Hingegen ist das Militär bei der Verpflichtung der Vollzeitsoldaten im Soll: 4144 der letztendlich 6600 benötigten Profis stehen unter Vertrag; allerdings liegt die Ausstiegsquote mit 19Prozent wesentlich höher als erwartet. Die Armee besteht daher zur Zeit aus einer großen Profitruppe und einem kleinen Teilzeitverband – ganz entgegen den Vorgaben. „Wir brauchen keine große, stehende Armee“, sagt der liberale Militärpolitiker Allan Widman, „wir bekommen eine effektivere Verteidigung mit vielen Teilzeitverpflichteten. Sie bringen auch die zivile Kompetenz mit ein, wie wir sie in der Zeit der Wehrpflicht hatten.“

Teure Werbekampagne

Doch selbst eine acht Millionen Euro teure Werbekampagne hat bisher wenig gefruchtet, weshalb die Mittel dafür im kommenden Jahr auf 20 Millionen aufgestockt werden sollen. Verteidigungsministerin Karin Enström verweist darauf, dass das Gesetz, das Arbeitgeber zur Freistellung der Teilzeitsoldaten verpflichtet, erst seit dem Sommer in Kraft ist. Außerdem ist die Regierung bereit, die Lohn-, Anstellungs- und Weiterbildungsbedingungen der zeitverpflichteten Soldaten zu überdenken, um den Job attraktiver zu machen. Auch bei Reserveoffizieren und Spezialisten herrscht Personalmangel, hingegen gibt es nach der Reform einen Überschuss an Zivilangestellten.

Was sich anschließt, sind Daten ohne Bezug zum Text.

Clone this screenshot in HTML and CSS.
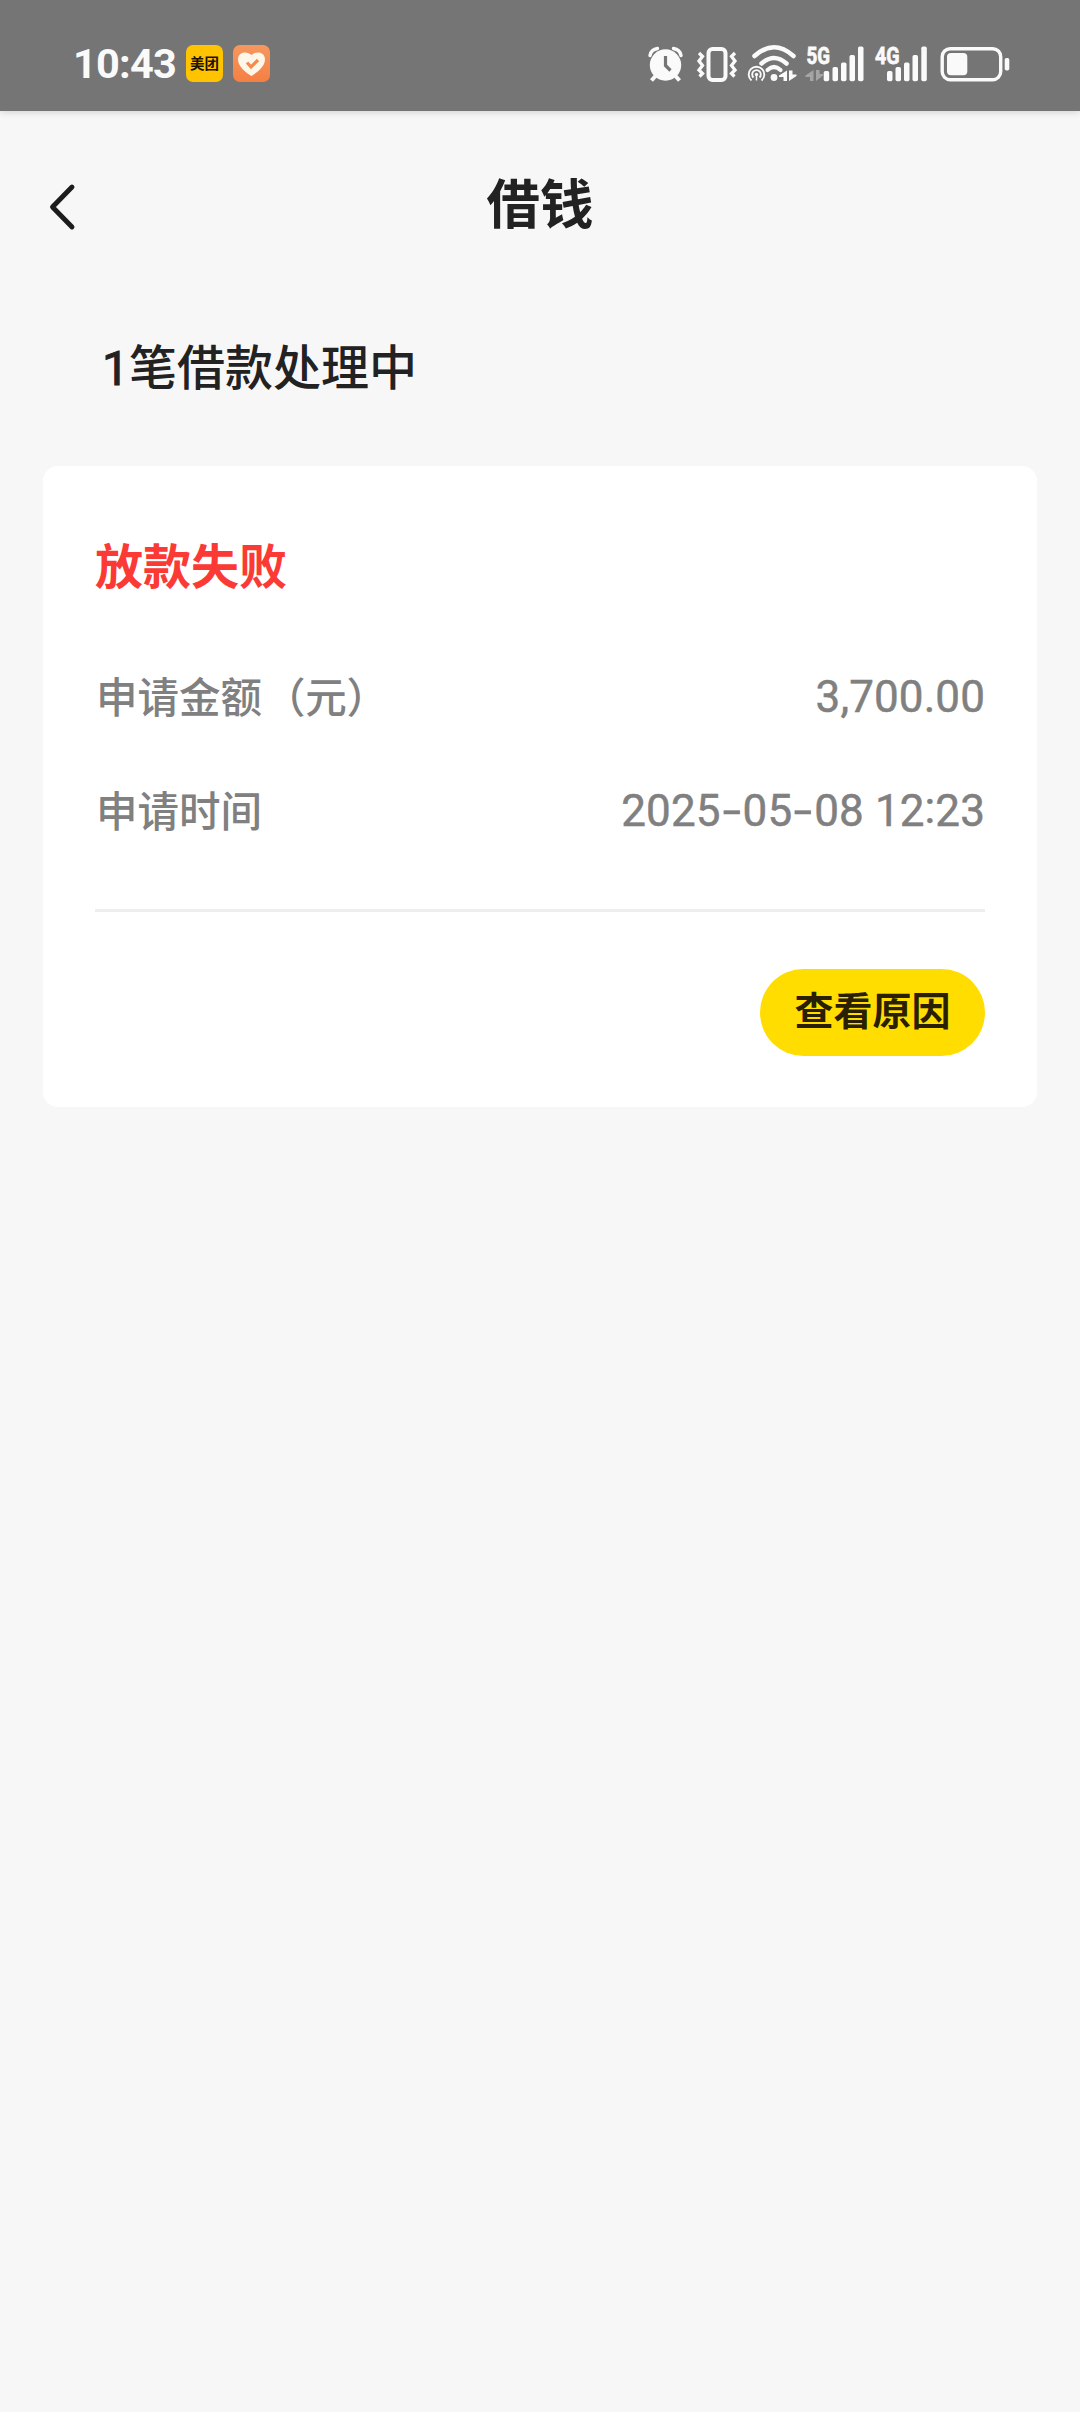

Auch Luftwaffe und Marine klagen über Unterbemannung. Die Hälfte der mit JAS-Gripen-Jägern bestückten Fliegereinheiten und eine Mehrzahl der Schiffe seien nicht unmittelbar einsatzbereit, heißt es in einem dieser Tage veröffentlichten Bericht des Rechnungshofs. Die Ursache: Jede vierte bis fünfte Stelle ist nicht besetzt. Nach den Ambitionen von Militärleitung und Regierung sollten die stehenden Flug- und Marineverbände der Akutverteidigung „teils unmittelbar, teils innerhalb weniger Tage“ einsetzbar sein. „Dies ist nicht der Fall“, kritisieren die Rechnungsprüfer, „den Verbänden fehlt die notwendige Bemannung.“ So bekommen nur zwei der vier JAS-Verbände ausreichend Flugstunden, und die Marinekorvetten sind nur 20 bis 30Prozent der Zeit auf See.